Mag-Lev Audio, following successful campaigns on Kickstarter and Indiegogo where they collected over 800,000 euros, launched their production of the only floating gramophones in the world. The production was taken up in rented facilities in Nova Gorica, offering a new opportunity and employment to 12 people. The company now employs 20 already.
At a recent presentation in the facilities of Primorska Technology Park in Vrtojba, the directors Tomaž Pegan and Davorin Furlan said that they are planning on making around 1500 floating gramophones a month. The first ones will go to customers, about 850 of them, who have already paid for the gramophones via successful global online campaigns, followed by distributors for various countries across the world that have sent the first pre-orders.
“Our customers are middle-aged people who wish to listen to music in peace after work, to relax, taking the time to listen to music after a difficult day,” said Furlan for STA. Floating gramophones were bought through Kickstarter, with as much as 60 percent of the customers coming from the US, but also others from Europe, Australia and Japan.
So far, they have sold around 40 floating gramophones in Slovenia, while all others will be headed abroad. Pegan said that in a year, they will make around 10,000 gramophones, with more than 50 percent of Slovenian components built into them, made all over the country.
Erzetich for audiophiles
Besides Mag-Lev Audio, another company for high-quality sound introduced itself, namely company Erzetich, also working in the facilities of the Primorska Technology Park in Vrtojba.

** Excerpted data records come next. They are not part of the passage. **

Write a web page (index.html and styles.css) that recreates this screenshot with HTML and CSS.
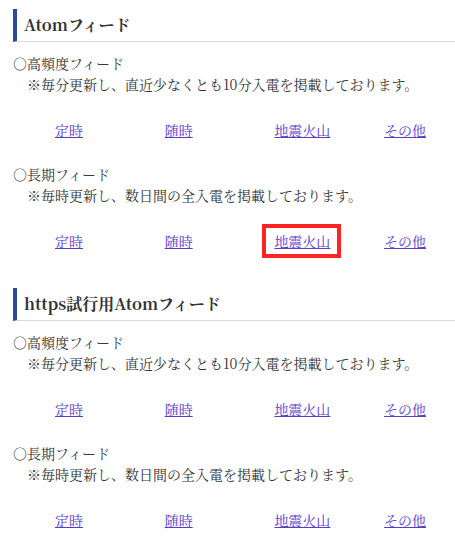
FILE: index.html
```html
<!DOCTYPE html>
<html lang="ja">
<head>
<meta charset="utf-8">
<title>Atomフィード</title>
<link rel="stylesheet" href="styles.css">
</head>
<body>
<div class="page">
  <section class="feed">
    <h2 class="feed-title">Atomフィード</h2>
    <p class="desc">○高頻度フィード<br><span class="note">※毎分更新し、直近少なくとも10分入電を掲載しております。</span></p>
    <div class="links">
      <span><a href="#">定時</a></span>
      <span><a href="#">随時</a></span>
      <span><a href="#">地震火山</a></span>
      <span><a href="#">その他</a></span>
    </div>
    <p class="desc">○長期フィード<br><span class="note">※毎時更新し、数日間の全入電を掲載しております。</span></p>
    <div class="links">
      <span><a href="#">定時</a></span>
      <span><a href="#">随時</a></span>
      <span><span class="mark"><a href="#">地震火山</a></span></span>
      <span><a href="#">その他</a></span>
    </div>
  </section>
  <section class="feed feed-second">
    <h2 class="feed-title">https試行用Atomフィード</h2>
    <p class="desc">○高頻度フィード<br><span class="note">※毎分更新し、直近少なくとも10分入電を掲載しております。</span></p>
    <div class="links">
      <span><a href="#">定時</a></span>
      <span><a href="#">随時</a></span>
      <span><a href="#">地震火山</a></span>
      <span><a href="#">その他</a></span>
    </div>
    <p class="desc">○長期フィード<br><span class="note">※毎時更新し、数日間の全入電を掲載しております。</span></p>
    <div class="links">
      <span><a href="#">定時</a></span>
      <span><a href="#">随時</a></span>
      <span><a href="#">地震火山</a></span>
      <span><a href="#">その他</a></span>
    </div>
  </section>
</div>
</body>
</html>
```
FILE: styles.css
```css
html, body {
  margin: 0;
  padding: 0;
  background: #ffffff;
}
body {
  font-family: "Noto Serif CJK JP", "Liberation Serif", "Noto Sans CJK JP", serif;
  font-size: 14px;
  line-height: 21px;
  color: #333333;
}
.page {
  padding: 9px 0 0 13px;
}
.feed-second {
  margin-top: 36px;
}
.feed-title {
  margin: 0;
  height: 32px;
  line-height: 32px;
  padding-left: 7px;
  border-left: 4px solid #2b4a98;
  border-bottom: 1px solid #d9d9e3;
  font-size: 16px;
  font-weight: bold;
  color: #333333;
}
.desc {
  margin: 11px 0 0;
}
.links + .desc {
  margin-top: 23px;
}
.note {
  padding-left: 14px;
}
.links {
  display: grid;
  grid-template-columns: repeat(3, 109.7px) auto;
  padding-left: 42px;
  margin-top: 25px;
}
.links a {
  color: #5a3cc8;
  text-decoration: underline;
}
.mark {
  display: inline-block;
  border: 4px solid #ff2424;
  padding: 3px 7px 2px 8px;
  margin: -7px -11px -6px -12px;
}
```
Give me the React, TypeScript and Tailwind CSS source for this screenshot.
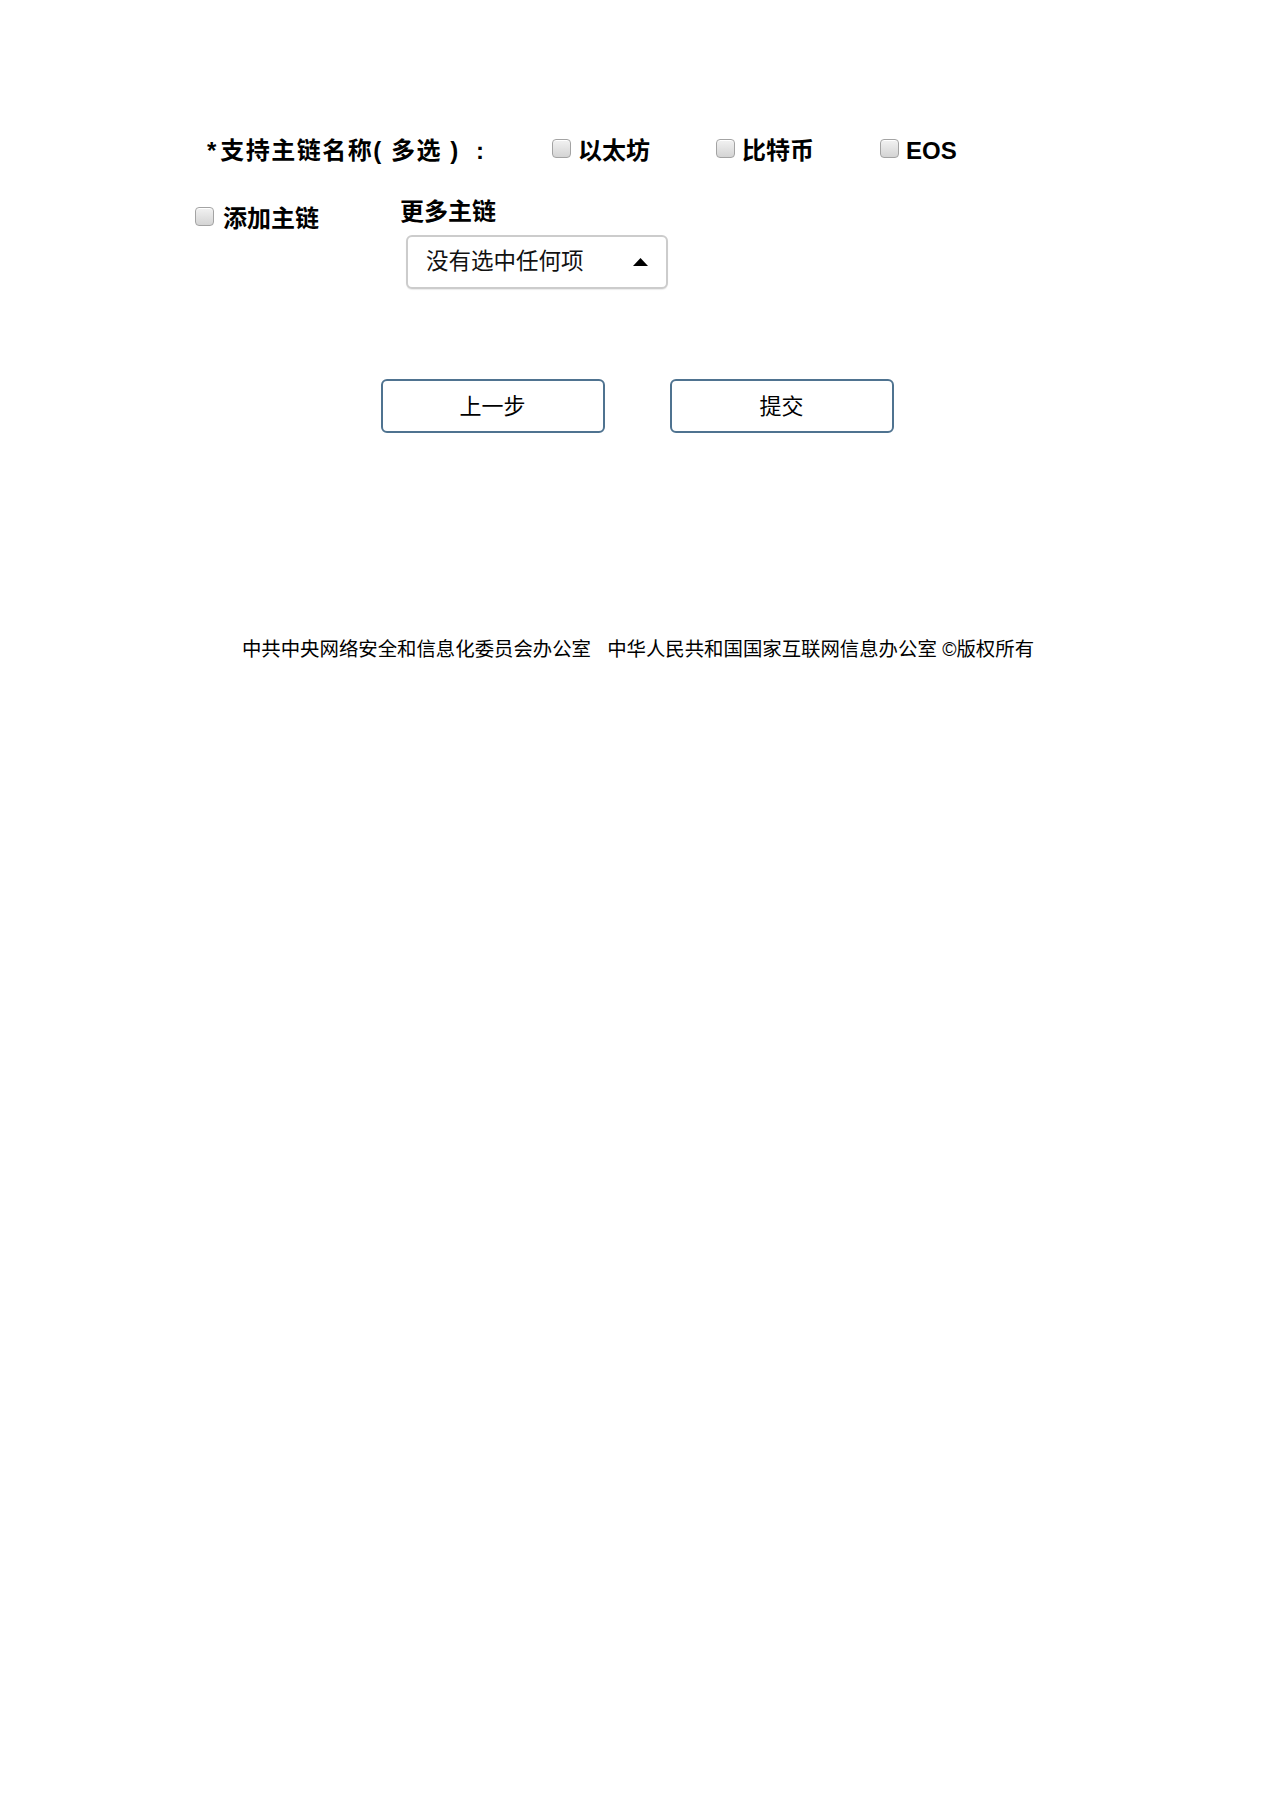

Erzetich is making high-quality amplifiers for headphones and two models of audiophile headphones (dynamic and planar magnetic), rounding off its offer for personal audio. The headphone prototypes were already introduced at two HiFi fairs, where they excited the visitors and attracted a lot of attention.
But unlike Mag-Lev Audio, the owner of Erzetich, Blaz Erzetič, isn’t planning to increase the production. He himself is building the offered items, only around thirty individual units per month.
“My systems are meant for the desktop and not intended for transport, they’re performance-oriented, their main goal is good sound,” is how Erzetič presented his headphones and sound amplifiers. The interest for the headphones is big and despite the prices that they’re reaching, he has also sold some of them, mostly to Russia.